Canada's Apostolic Nuncio Archbishop Luigi Bonazzi says that much more needs to be done when it comes to reconciliation with Canada's Indigenous peoples. Photo by Deborah Gyapong

More needs to be done on reconciliation, says Pope's representative in Canada

  • June 27, 2017

OTTAWA – Much more needs to be done when it comes to reconciliation with Canada’s Indigenous peoples, said Canada’s Apostolic Nuncio.

“As we approach the celebrations marking the 150th anniversary of Confederation this July, we all have to go back to school to examine a page of history and recognize that while many positive benefits came from the evolution of Canada as a nation, there were along the way, difficulties and failings,” Archbishop Luigi Bonazzi, the Pope’s official representative in Canada, told diplomats, political representatives, Church officials from various faiths and friends attending a June 22 reception at the Apostolic Nunciature in Ottawa.

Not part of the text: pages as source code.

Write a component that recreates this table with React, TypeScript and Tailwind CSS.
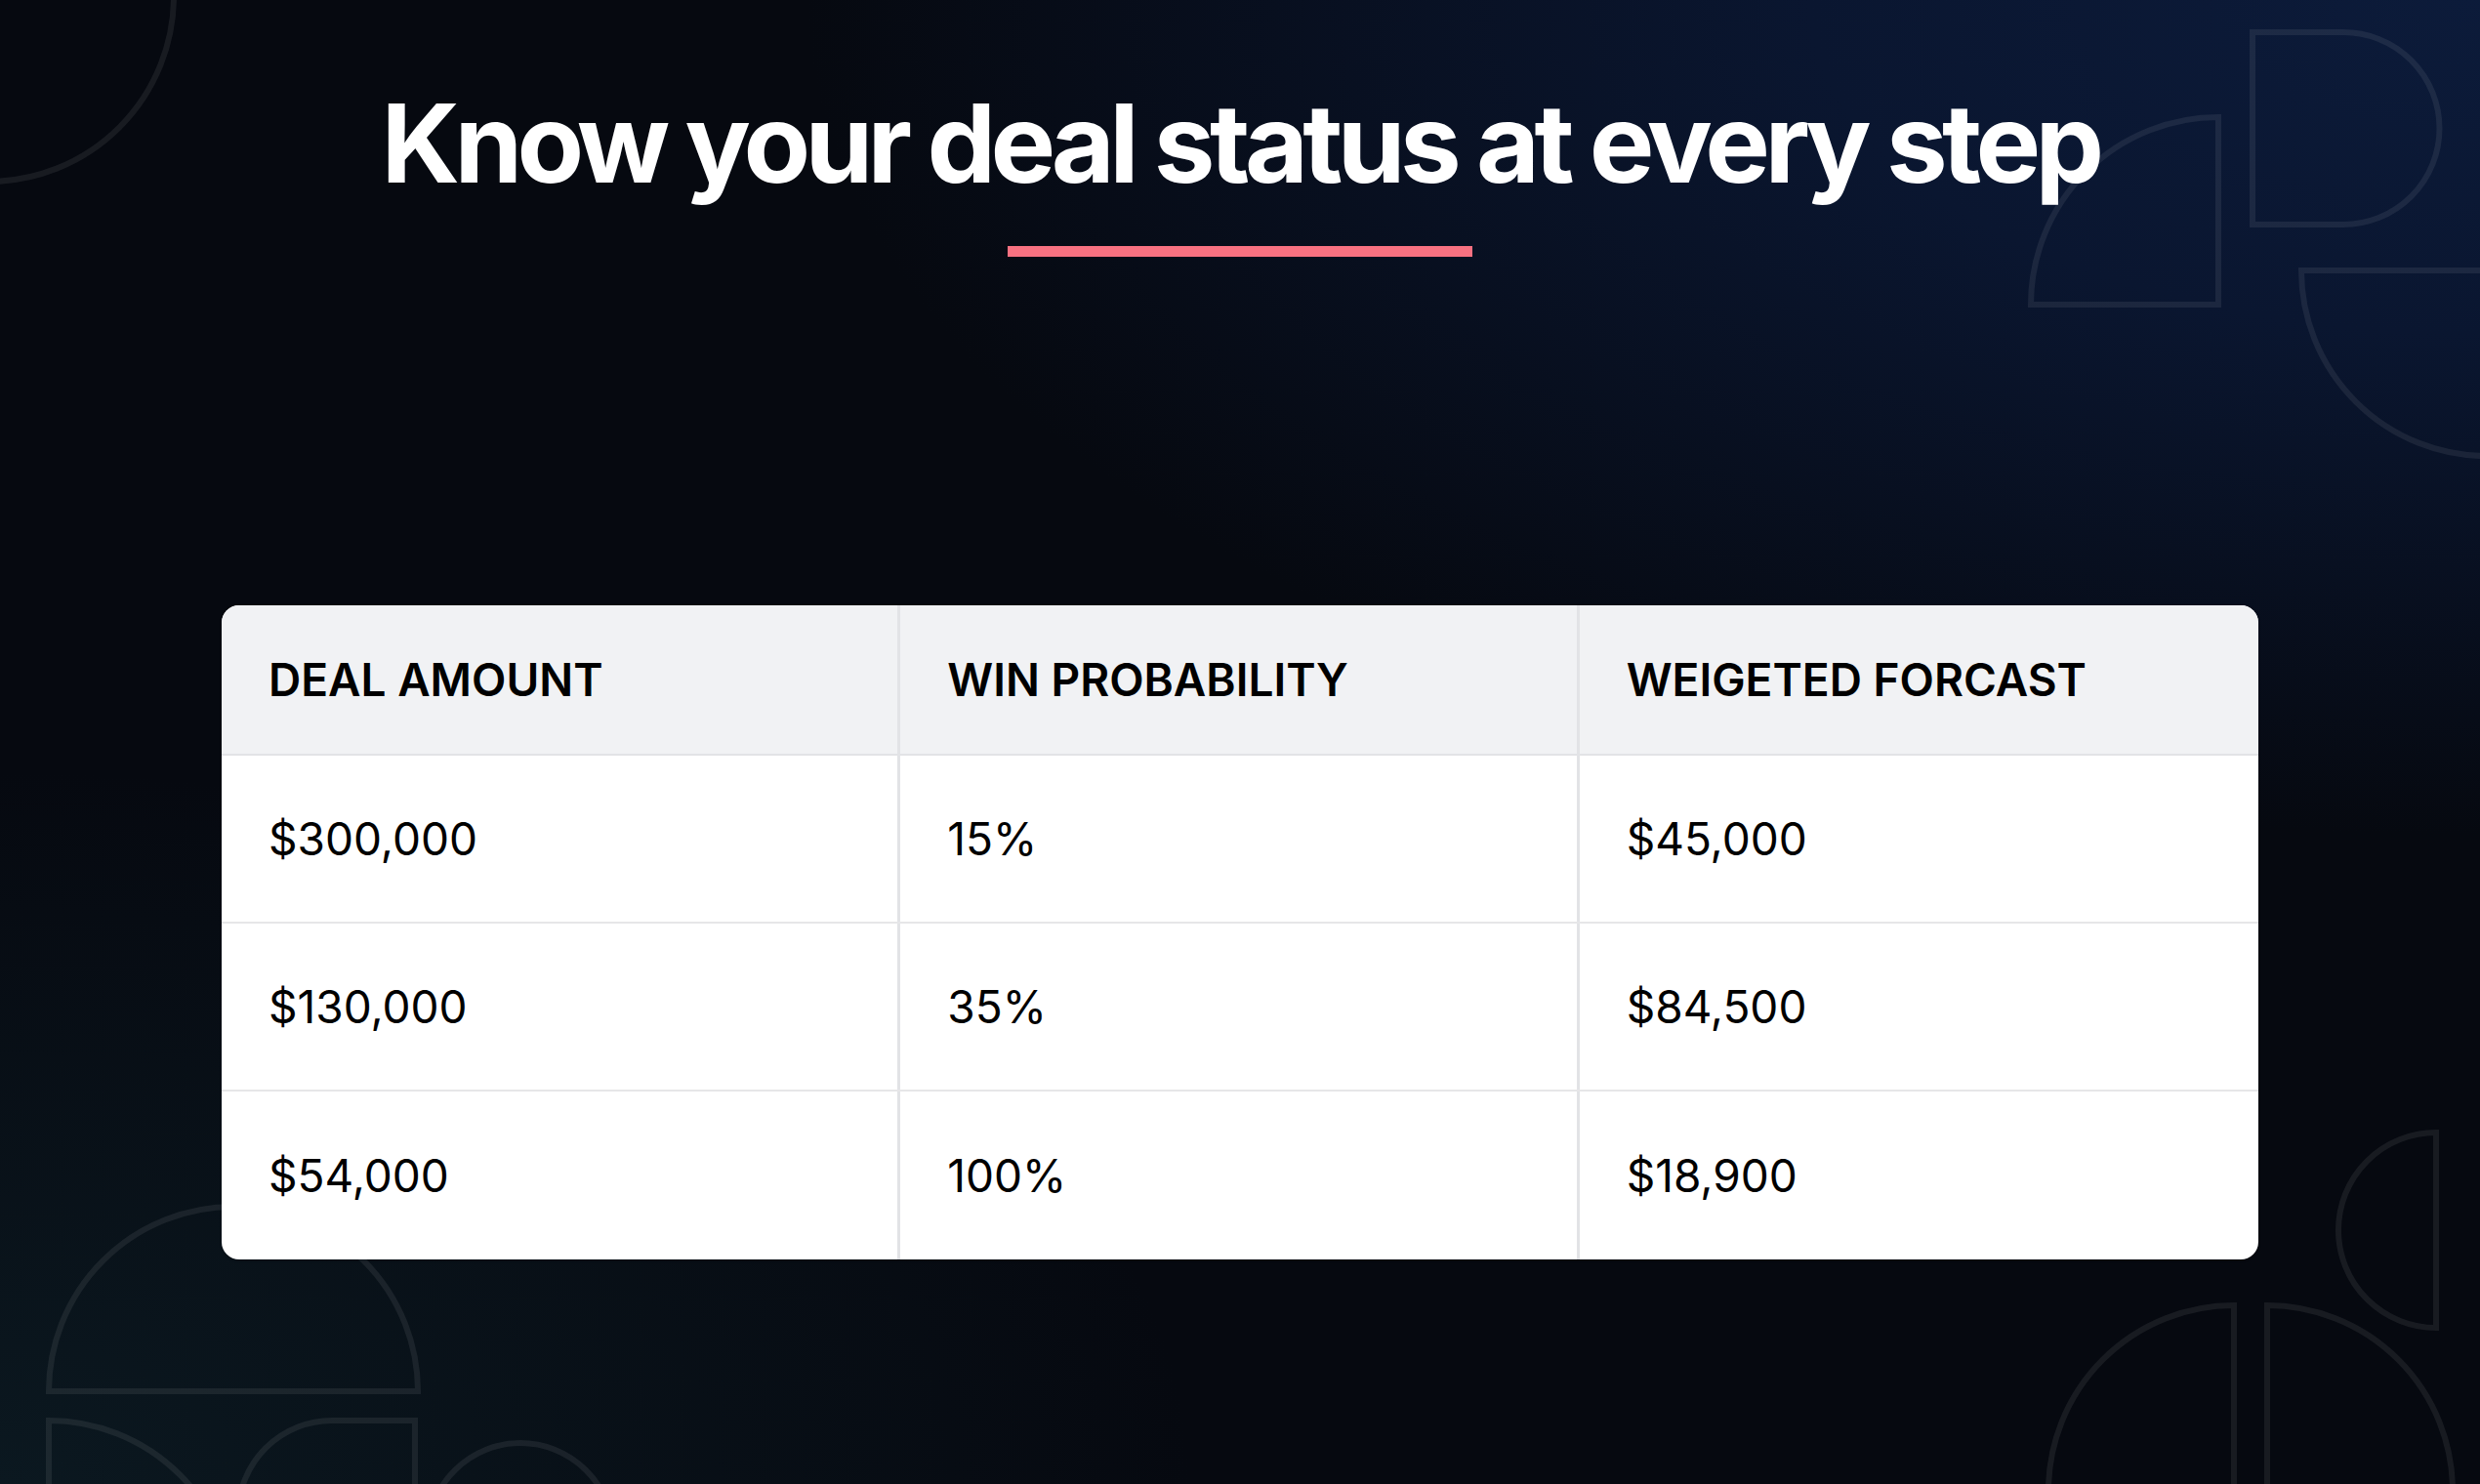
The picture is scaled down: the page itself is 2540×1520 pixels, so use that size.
const rows = [
  { amount: "$300,000", probability: "15%", forecast: "$45,000" },
  { amount: "$130,000", probability: "35%", forecast: "$84,500" },
  { amount: "$54,000", probability: "100%", forecast: "$18,900" },
];

// outline shapes scattered in the corners
const Decorations = () => (
  <svg
    className="absolute inset-0 pointer-events-none"
    width="2540"
    height="1520"
    viewBox="0 0 2540 1520"
    fill="none"
    stroke="rgba(255,255,255,0.075)"
    strokeWidth="6"
  >
    {/* top left */}
    <circle cx="-12" cy="-4" r="190" />
    {/* top right */}
    <path d="M2272 120 L2272 312 L2080 312 A192 192 0 0 1 2272 120 Z" />
    <path d="M2307 33 L2400 33 A98.5 98.5 0 0 1 2400 230 L2307 230 Z" />
    <path d="M2547 277 L2357 277 A190 190 0 0 0 2547 467" />
    {/* bottom left */}
    <path d="M50 1425 A189 189 0 0 1 428 1425 Z" />
    <path d="M50 1645 L50 1455 A190 190 0 0 1 240 1645 Z" />
    <path d="M425 1455 L340 1455 A96 96 0 0 0 244 1551 L244 1660 L425 1660 Z" />
    <circle cx="533" cy="1573" r="95" />
    {/* bottom right */}
    <path d="M2495 1160 L2495 1360 A100 100 0 0 1 2495 1160 Z" />
    <path d="M2288 1530 L2288 1337 A190 190 0 0 0 2098 1527" />
    <path d="M2322 1530 L2322 1337 A190 190 0 0 1 2512 1527" />
  </svg>
);

const App = () => {
  return (
    <div className="relative w-[2540px] h-[1520px] overflow-hidden bg-[#060910] bg-[radial-gradient(ellipse_90%_75%_at_100%_0%,#0c1b3a_0%,#0a1630_30%,transparent_75%),radial-gradient(ellipse_60%_60%_at_0%_100%,#0b1820_0%,transparent_80%)] font-['Inter',sans-serif]">
      <Decorations />

      <div className="relative flex flex-col items-center">
        <h1 className="mt-[90px] text-[112px] leading-none font-bold tracking-[-0.05em] text-white">
          Know your deal status at every step
        </h1>
        <div className="mt-[50px] w-[476px] h-[11px] bg-[#f87181]" />

        {/* deal table */}
        <div className="mt-[357px] w-[2086px] rounded-[18px] bg-white overflow-hidden shadow-[0_1px_3px_rgba(0,0,0,0.25)]">
          <div className="grid grid-cols-3 h-[154px] bg-[#f1f2f4] border-b-2 border-[#e2e3e6]">
            <div className="flex items-center pl-12 border-r-[3px] border-[#e2e3e6] text-[46px] font-semibold text-black">
              DEAL AMOUNT
            </div>
            <div className="flex items-center pl-12 border-r-[3px] border-[#e2e3e6] text-[46px] font-semibold text-black">
              WIN PROBABILITY
            </div>
            <div className="flex items-center pl-12 text-[46px] font-semibold text-black">
              WEIGETED FORCAST
            </div>
          </div>
          {rows.map((row, i) => (
            <div
              key={row.amount}
              className={`grid grid-cols-3 h-[172px] ${i < rows.length - 1 ? "border-b-2 border-[#e6e6e8]" : ""}`}
            >
              <div className="flex items-center pl-12 border-r-[3px] border-[#e2e3e6] text-[46px] text-black">
                {row.amount}
              </div>
              <div className="flex items-center pl-12 border-r-[3px] border-[#e2e3e6] text-[46px] text-black">
                {row.probability}
              </div>
              <div className="flex items-center pl-12 text-[46px] text-black">
                {row.forecast}
              </div>
            </div>
          ))}
        </div>
      </div>
    </div>
  );
};

export default App;
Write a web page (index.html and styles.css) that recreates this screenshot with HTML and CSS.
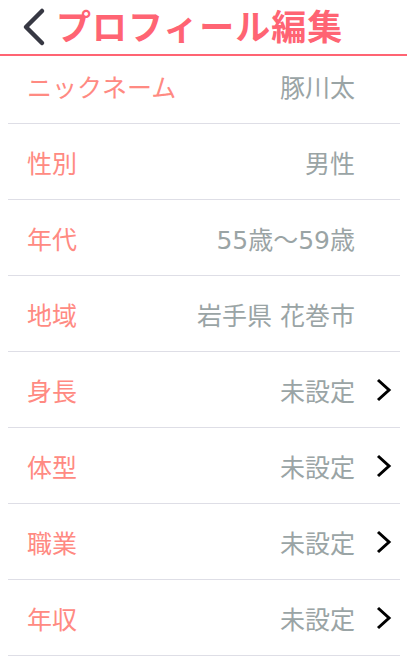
FILE: index.html
```html
<!DOCTYPE html>
<html lang="ja">
<head>
  <meta charset="UTF-8">
  <title>プロフィール編集</title>
  <link rel="stylesheet" href="styles.css">
</head>
<body>
  <header class="header">
    <svg class="back" width="28" height="40" viewBox="0 0 28 40">
      <path d="M22 4 L6 20 L22 36" fill="none" stroke="#373843" stroke-width="4.5" stroke-linecap="round" stroke-linejoin="round"/>
    </svg>
    <h1 class="title">プロフィール編集</h1>
  </header>

  <ul class="list">
    <li class="row first">
      <span class="label">ニックネーム</span>
      <span class="value">豚川太</span>
      <span class="arrow"></span>
    </li>
    <li class="row">
      <span class="label">性別</span>
      <span class="value">男性</span>
      <span class="arrow"></span>
    </li>
    <li class="row">
      <span class="label">年代</span>
      <span class="value">55歳〜59歳</span>
      <span class="arrow"></span>
    </li>
    <li class="row">
      <span class="label">地域</span>
      <span class="value">岩手県 花巻市</span>
      <span class="arrow"></span>
    </li>
    <li class="row">
      <span class="label">身長</span>
      <span class="value">未設定</span>
      <span class="arrow"><svg width="16" height="24" viewBox="0 0 16 24"><path d="M2 2 L13 12 L2 22" fill="none" stroke="#000" stroke-width="3"/></svg></span>
    </li>
    <li class="row">
      <span class="label">体型</span>
      <span class="value">未設定</span>
      <span class="arrow"><svg width="16" height="24" viewBox="0 0 16 24"><path d="M2 2 L13 12 L2 22" fill="none" stroke="#000" stroke-width="3"/></svg></span>
    </li>
    <li class="row">
      <span class="label">職業</span>
      <span class="value">未設定</span>
      <span class="arrow"><svg width="16" height="24" viewBox="0 0 16 24"><path d="M2 2 L13 12 L2 22" fill="none" stroke="#000" stroke-width="3"/></svg></span>
    </li>
    <li class="row">
      <span class="label">年収</span>
      <span class="value">未設定</span>
      <span class="arrow"><svg width="16" height="24" viewBox="0 0 16 24"><path d="M2 2 L13 12 L2 22" fill="none" stroke="#000" stroke-width="3"/></svg></span>
    </li>
  </ul>
</body>
</html>
```

FILE: styles.css
```css
body {
  margin: 0;
  background: #fff;
  font-family: "Liberation Sans", "Noto Sans CJK JP", sans-serif;
  overflow: hidden;
}

.header {
  height: 54px;
  display: flex;
  align-items: center;
  padding-left: 20px;
  border-bottom: 2px solid #ff6473;
}

.back {
  display: block;
  margin-right: 8px;
}

.title {
  margin: 0;
  font-size: 35px;
  font-weight: bold;
  color: #ff6473;
  line-height: 1;
  letter-spacing: 1px;
}

.list {
  list-style: none;
  margin: 0 7px 0 8px;
  padding: 0;
}

.row {
  height: 75px;
  display: flex;
  align-items: center;
  padding: 0 8px 0 19px;
  border-bottom: 1.5px solid #dedee6;
  font-size: 25px;
}

.row.first {
  height: 60px;
  padding-bottom: 7px;
}

.label {
  color: #ff8a82;
  flex: 1;
}

.value {
  color: #9aa4a5;
  font-family: "DejaVu Sans", "Noto Sans CJK JP", sans-serif;
}

.arrow {
  width: 37px;
  display: flex;
  justify-content: flex-end;
}

.arrow svg {
  display: block;
}
```
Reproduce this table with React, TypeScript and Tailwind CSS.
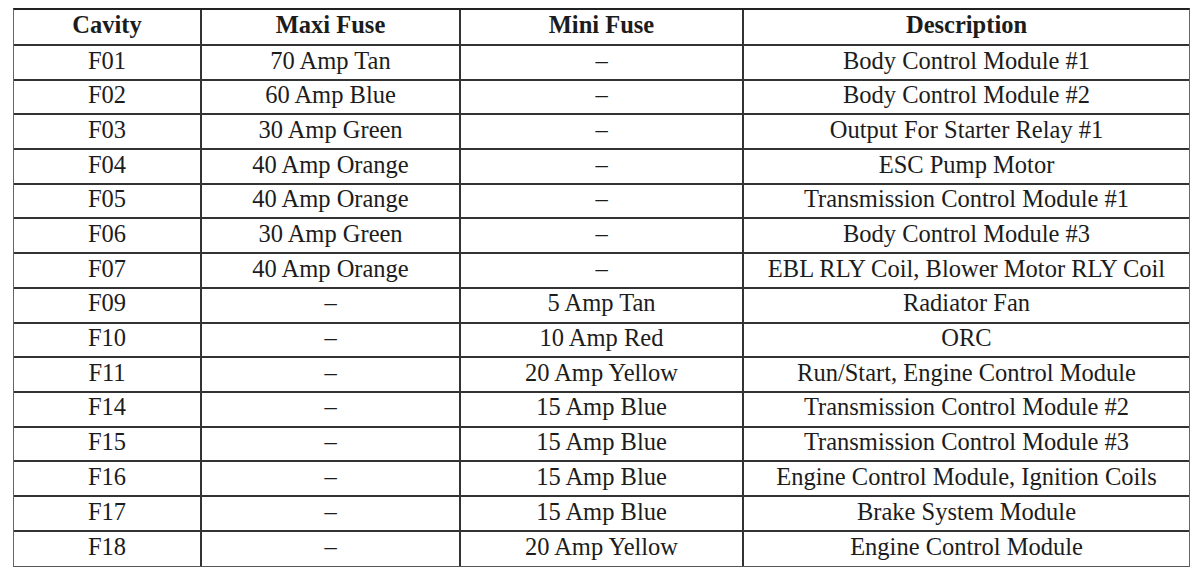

The Nuncio referred to Pope Francis’ meeting with Prime Minister Justin Trudeau last month in Rome when the PM requested the Pope visit Canada and officially apologize for the Church’s role in running residential schools, as recommended by the Truth and Reconciliation Commission.

“Pope Francis has spoken out on other occasions about these painful realities as did the popes before him, acknowledging that in the work of evangelization the legitimate aspirations and also the cultural inheritance and profound dignity of persons and communities were not always accorded due respect and honour,” the Nuncio said. “Much more needs to be done in the work of Truth and Reconciliation.”

Although the Saskatchewan bishops have invited the Pope to comply with the Truth and Reconciliation Commission’s call for a papal apology, protocol calls for a formal invitation from the Canadian Conference of Catholic Bishops, who have not confirmed that one has been issued.

Bonazzi painted a portrait of Pope Francis for the reception, recalling an interview the Pope did with Fr. Antonio Spadaro for Civiltà Cattolica in 2005. Pope Francis described himself as “a sinner,” the Nuncio said. “I am a sinner whom the Lord has looked upon.”

The Pope also told Spadaro that upon his election to the papacy, he said: “I am a sinner, but I trust in the infinite mercy and patience of our Lord Jesus Christ, and I accept in a spirit of penance.”

“From this self-awareness and that definition of self that Pope Francis gives, it is easy to understand why, since the first days of his pontificate, he seems interested in only one theme: mercy,” Bonazzi said. “Mercy is the code for deciphering the pontificate of Pope Francis. He is firmly convinced that the mercy of God embraces not only personal situations but also the events of this world, the events of society, human groups, families, peoples and nations.”